My wife has found the same thing in her research. And, that often the man's name is spelled wrong, especially if the man was an immigrant. Immigration officials seem to have made zero effort to spell names correctly. Another common problem, obituaries are often largely works of fiction. We are planning a trip to Missouri to try and find my wife's Great-Grandfather's grave. His death certificate names the cemetery he is supposed to be buried in. The news article on his death (hit car was hit by a train) says the same thing. As does his obit.
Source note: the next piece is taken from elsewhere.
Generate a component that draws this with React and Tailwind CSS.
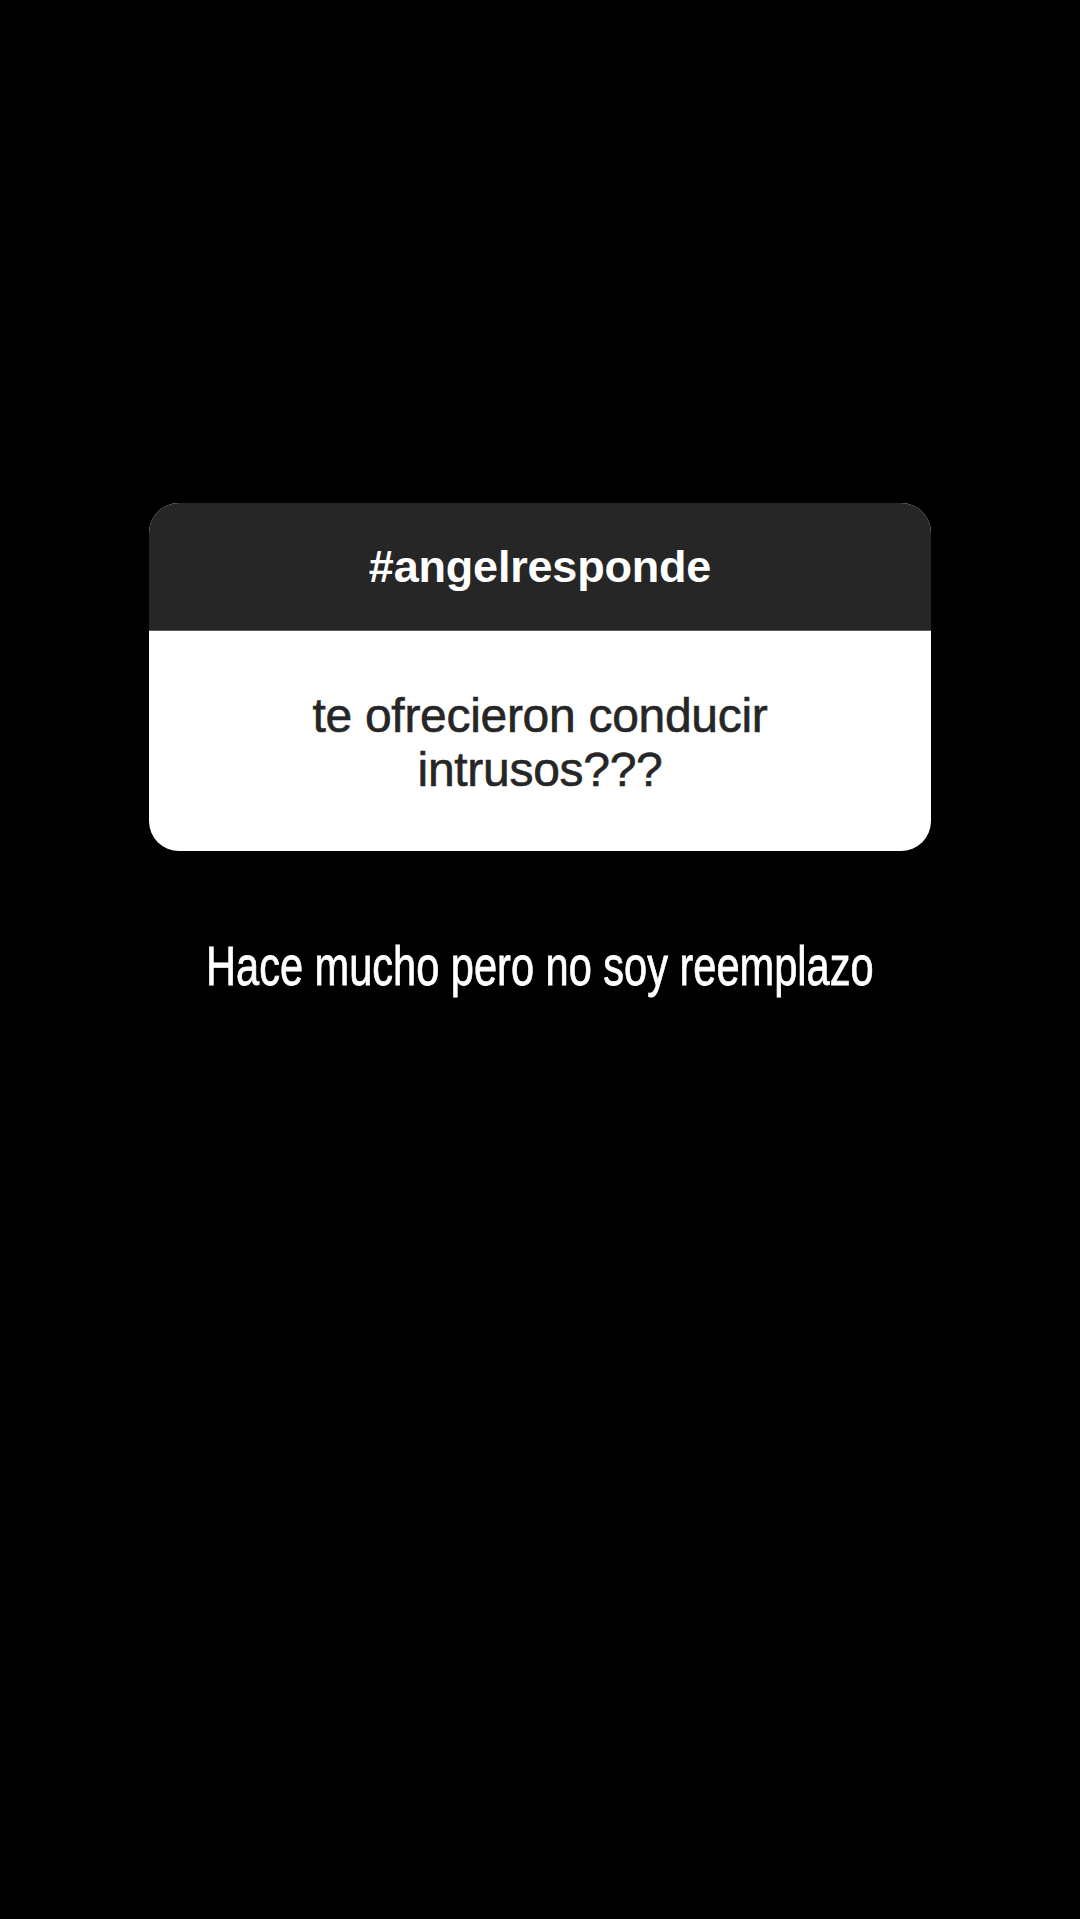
export default function App() {
    return (
        <div className="min-h-[1919px] w-full bg-black flex flex-col items-center pt-[503px]">
            {/* Question sticker */}
            <div className="w-[782px] rounded-[30px] overflow-hidden bg-white">
                <div className="h-[128px] bg-[#262626] border-b border-[#5a5a5a] flex items-center justify-center">
                    <span className="font-['Liberation_Sans',Arial,sans-serif] font-bold text-[45px] leading-none text-white tracking-[-0.2px]">
                        #angelresponde
                    </span>
                </div>
                <div className="h-[220px] flex items-center justify-center pt-[4px]">
                    <p className="text-center font-['Liberation_Sans',Arial,sans-serif] text-[48px] leading-[54px] text-[#262626] tracking-[-0.3px] [-webkit-text-stroke:0.6px_#262626]">
                        te ofrecieron conducir
                        <br />
                        intrusos???
                    </p>
                </div>
            </div>

            {/* Answer */}
            <div className="mt-[83px] w-full flex justify-center">
                <p className="font-['Liberation_Sans',Arial,sans-serif] text-[56px] leading-[64px] text-white whitespace-nowrap scale-x-[0.742] [-webkit-text-stroke:0.8px_#ffffff]">
                    Hace mucho pero no soy reemplazo
                </p>
            </div>
        </div>
    );
}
The cemetery however, has no record of him being buried there and there is no headstone with his name on it.
It was not entirely uncommon for those coming over to change their names either completely or modify the spelling although most often that seemed to be last name related. The was for a myriad of reasons from distancing from home country, to ease of usage here. Yes sometimes it was a mistake on behalf of those intaking information but not always. My husband's dad's side of the family changed the spelling of their last name when they came over from Norway in the 1800s as an example and willingly changed it. So while your wife's great-grandfather's spelling could be an error it wasn't always a lack of effort on the part of officials.
 
It was not entirely uncommon for those coming over to change their names either completely or modify the spelling although most often that seemed to be last name related. The was for a myriad of reasons from distancing from home country, to ease of usage here. Yes sometimes it was a mistake on behalf of those intaking information but not always. My husband's dad's side of the family changed the spelling of their last name when they came over from Norway in the 1800s as an example and willingly changed it. So while your wife's great-grandfather's spelling could be an error it wasn't always a lack of effort on the part of officials.
I wish the issue was that easy with my wife's Great-Grandfather. His name is spelled correctly, the issue is the cemetery has no record of him being buried there.
My side of the family is the one with spelling errors, and at least in that case, it seems it was a mistake by immigration folks because the only records with the spelling error are the immigration records. Everything before they arrived and after is spelled correctly.